A short film presents Ulysses in the Divine Comedy, with the voice of Vittorio Gassman

On the occasion of Dantedì, the Forlì exhibition dedicated to Ulysses offers a short film the depictions of the hero in the Divine Comedy.

On the occasion of Dantedì, the major exhibition Ulysses. Art and Myth set up at the San Domenico Museums in Forli features a short film dedicated to the depiction of Ulysses in the Divine Comedy. Starting with some of the famous miniatures that are part of the exhibition itinerary, the exhibition’s artistic direction, chaired by Antonio Paolucci and coordinated by Gianfranco Brunelli, oversaw the direction of a video that combines tradition and innovation, using augmented reality techniques and the extraordinary voice of Vittorio Gassman.

“We immediately took up the solicitation put forward by the Dantedì Promoting Committee, also endorsed by the MiBACT, which for the day of Wednesday, March 25, therefore invites everyone to read Dante’s verses,” said Brunelli, adding, "Rai will also actively participate in Dantedì, selecting from its thecae the lecturae Dantis interpreted by the greatest artists of our time, programmed in short pills on Rai’s three generalist networks and on Rai Play. And it is in this context that the programming of the short film made as part of the major Forlì exhibition " Ulysses. Art and Myth."

A similar initiative will also be proposed on the MiBACT YouTube channel and on the Corriere della sera website. The Forlì short film will remain visible, even in the following days, on the Forlì Foundation’s YouTube channel.

Below the exhibition offers the introductory text to the exhibition section dedicated to Dante.
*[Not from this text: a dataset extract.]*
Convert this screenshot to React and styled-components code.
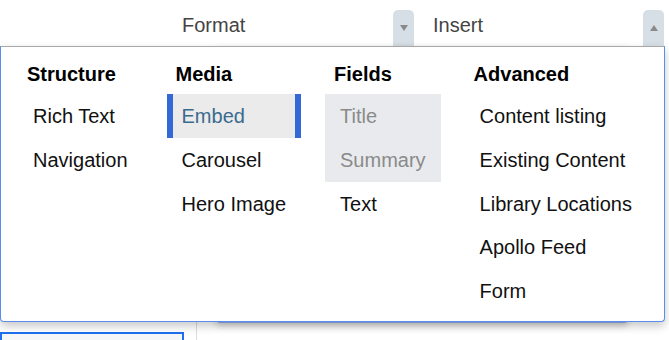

"For the High Open Sea. Dante and the overcoming of the ancient world

Dante, writing two thousand years after the so-called Homer, does not directly use the Greek tradition, but the Latin tradition (Cicero, Statius, Virgil, Horace, Ovid), which unlike the post-Homerics revalued the human qualities of Ulysses. In Canto XXVI of the Inferno, Dante can give Ulysses a new and different centrality for this.
To the point of superimposing his Ulysses on Homer’s. His Ulysses no longer belongs to the cycle of nostoi, of returns from Troy. He is, if anything, a figure open to the new world. His protagonist is not driven by the nostalgia of return, nor, like the Virgilian Aeneas, by a mission; he is a wayfarer, driven by ardor “to become of the world expert / and of human vices and valor,” and he launches himself “by other open sea,” toward the “mad flight.”
A powerful and controversial story, Dante’s version of Ulysses, in which the two destinies (Dante and Ulysses) meet and overlap, as the Comedy is also a journey - involving the Christian vision of man’s destiny precisely in its confrontation with ancient ethics.
In the Dante narrative, placed in the 8th bolgia, that of the fraudulent, Odysseus shows up with Diomedes along with whom he stole the palladium from Troy and is remembered as the architect of the horse’s deception. But Dante’s narrative goes further. It is of the end of Odysseus that Dante wants to speak. Of that end of his existence of which the poets (Virgil, Cicero and Horace) have not told. Ulysses’ tale is not about his sin as a deceiver, for which he is condemned. His tale opens to the recognition of reason, of the mind: the highest faculty of man, which in the Convivio is called “deitade” by Dante. Here Ulysses’ journey is inscribed in the relationship between Grace and Nature, and pertains to the recognition of the natural limit.
Dante constructs the episode as a grand fresco on the virtues and limits of the ancient world. Horace’s words “quid virtus et quid sapientia possit, utile proposuit nobis exemplar Ulixen...” resonate here to remind us of his human vicissitude, the adventure of his human mind, bent on the primacy of knowledge (“Consider your seed: / made not to live like brutes, / but to follow virtue and knowledge”). And the problem is the dialectic between virtue and knowledge, the measure of the limit. This fascinates Dante. And this is the problem that, coming out of the Middle Ages, Dante delivers to Renaissance humanism.
The influence of Dante and his Ulysses on art is closely linked to the creation of the illustrated cycles (between manuscripts and early printed editions) of the Commedia. It is initially a textual interest, linked to the illustrative set, but with the passage of time it becomes interpretive. The illustrative masterpieces of Mariotto di Nardo and Guglielmo Giraldi in the Biblioteca Apostolica Vaticana, or the Miniatore of the Marciana, up to the Dante istoriato e illustrato of Botticelli and then Zuccari, mark an influence that independently painting will take charge of first to accompany and later, especially in the nineteenth century (Dante’s true century in art), to develop autonomously, making the individual characters live out their own history, in a story almost detached from Dante’s poem. But if there is one interpretive passage that will influence later iconography this is perhaps the Landinian commentary on the Comedy. Landino presupposes in Dante the same purpose that Homer and Virgil had set for themselves, to demonstrate “the one by Ulixe, the other by Aeneas [...] in what way coming into the cognitione de’ vitii et conosciutogli, purgandosi da quegli, s’arriva finalmente alla contemplazione delle chose divine.” An almost complete legitimization of the ancient in Christian humanism.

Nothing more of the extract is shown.